WHAT YOU HAVE TO DO —
Reproduce from the records below, with no pictures, exactly the lines between the one containing "Clone this screenshot" and the one containing "import React from", inclusive.

::: TASK INPUT

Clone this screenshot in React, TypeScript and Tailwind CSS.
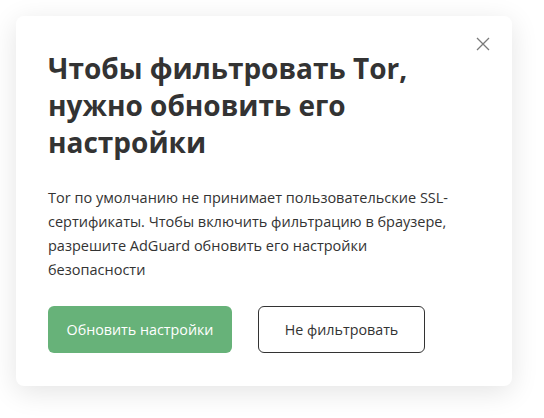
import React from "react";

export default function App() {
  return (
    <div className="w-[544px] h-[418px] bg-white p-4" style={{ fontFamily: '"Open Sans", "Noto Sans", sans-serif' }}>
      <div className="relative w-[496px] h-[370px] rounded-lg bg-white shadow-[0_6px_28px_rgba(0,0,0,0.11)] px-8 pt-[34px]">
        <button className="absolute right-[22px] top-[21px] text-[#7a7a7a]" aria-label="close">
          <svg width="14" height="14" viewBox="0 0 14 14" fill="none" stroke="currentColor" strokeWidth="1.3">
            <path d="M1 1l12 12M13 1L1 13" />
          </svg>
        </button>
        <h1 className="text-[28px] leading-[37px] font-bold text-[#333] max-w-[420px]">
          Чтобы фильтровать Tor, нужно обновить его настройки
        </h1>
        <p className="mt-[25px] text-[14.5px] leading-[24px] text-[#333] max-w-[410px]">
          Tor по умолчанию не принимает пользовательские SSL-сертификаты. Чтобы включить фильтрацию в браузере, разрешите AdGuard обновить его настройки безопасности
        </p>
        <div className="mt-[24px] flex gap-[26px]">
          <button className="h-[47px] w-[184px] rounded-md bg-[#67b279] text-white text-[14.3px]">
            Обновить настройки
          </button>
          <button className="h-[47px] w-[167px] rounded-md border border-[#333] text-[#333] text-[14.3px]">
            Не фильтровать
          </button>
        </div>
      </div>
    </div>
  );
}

::::::
::: TASK INPUT

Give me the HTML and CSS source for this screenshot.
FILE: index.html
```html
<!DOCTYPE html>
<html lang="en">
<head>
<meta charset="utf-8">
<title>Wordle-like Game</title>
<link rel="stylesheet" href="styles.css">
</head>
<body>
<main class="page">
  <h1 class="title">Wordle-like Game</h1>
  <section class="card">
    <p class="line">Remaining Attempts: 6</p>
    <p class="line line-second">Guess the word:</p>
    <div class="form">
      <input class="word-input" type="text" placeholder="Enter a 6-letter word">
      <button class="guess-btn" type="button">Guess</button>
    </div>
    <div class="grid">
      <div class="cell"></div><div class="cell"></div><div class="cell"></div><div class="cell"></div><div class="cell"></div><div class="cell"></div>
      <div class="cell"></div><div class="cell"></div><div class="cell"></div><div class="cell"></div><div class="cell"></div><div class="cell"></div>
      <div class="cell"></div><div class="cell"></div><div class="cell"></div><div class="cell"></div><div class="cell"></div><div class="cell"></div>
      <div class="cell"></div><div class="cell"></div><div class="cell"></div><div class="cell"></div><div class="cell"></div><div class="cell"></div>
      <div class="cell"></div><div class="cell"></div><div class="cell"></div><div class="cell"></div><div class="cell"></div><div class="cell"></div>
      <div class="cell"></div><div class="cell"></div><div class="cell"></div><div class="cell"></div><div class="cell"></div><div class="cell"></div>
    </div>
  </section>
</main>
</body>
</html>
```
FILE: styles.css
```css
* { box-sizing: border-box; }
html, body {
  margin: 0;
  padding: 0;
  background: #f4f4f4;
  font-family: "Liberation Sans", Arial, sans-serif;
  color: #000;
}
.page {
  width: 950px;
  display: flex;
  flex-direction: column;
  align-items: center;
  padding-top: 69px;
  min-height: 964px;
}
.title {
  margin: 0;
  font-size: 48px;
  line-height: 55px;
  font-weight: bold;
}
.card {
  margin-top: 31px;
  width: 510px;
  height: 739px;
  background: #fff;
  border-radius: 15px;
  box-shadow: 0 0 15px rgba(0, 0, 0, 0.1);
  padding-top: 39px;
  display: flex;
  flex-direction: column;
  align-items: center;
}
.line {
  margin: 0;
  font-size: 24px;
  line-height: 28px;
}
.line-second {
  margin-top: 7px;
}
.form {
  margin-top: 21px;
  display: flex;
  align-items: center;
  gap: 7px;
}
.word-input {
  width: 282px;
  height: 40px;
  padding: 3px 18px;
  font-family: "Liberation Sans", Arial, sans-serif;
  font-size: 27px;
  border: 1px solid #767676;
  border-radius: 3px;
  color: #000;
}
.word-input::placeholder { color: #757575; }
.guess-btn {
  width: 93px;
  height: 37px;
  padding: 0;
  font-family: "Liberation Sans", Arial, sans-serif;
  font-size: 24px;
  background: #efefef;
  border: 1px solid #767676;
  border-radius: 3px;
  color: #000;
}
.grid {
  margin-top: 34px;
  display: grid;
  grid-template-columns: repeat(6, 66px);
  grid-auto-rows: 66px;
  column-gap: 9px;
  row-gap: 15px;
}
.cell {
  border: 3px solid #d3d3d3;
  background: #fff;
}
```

::::::
::: TASK INPUT

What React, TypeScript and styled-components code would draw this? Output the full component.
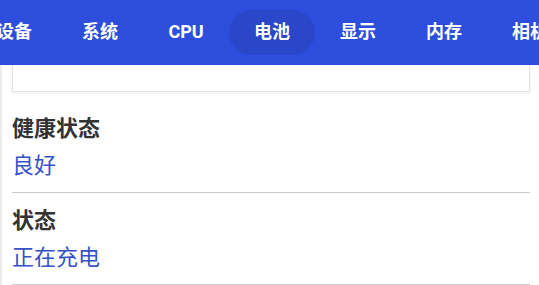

::::::

REPLY —
Clone this screenshot in React, TypeScript and Tailwind CSS.
import React from "react";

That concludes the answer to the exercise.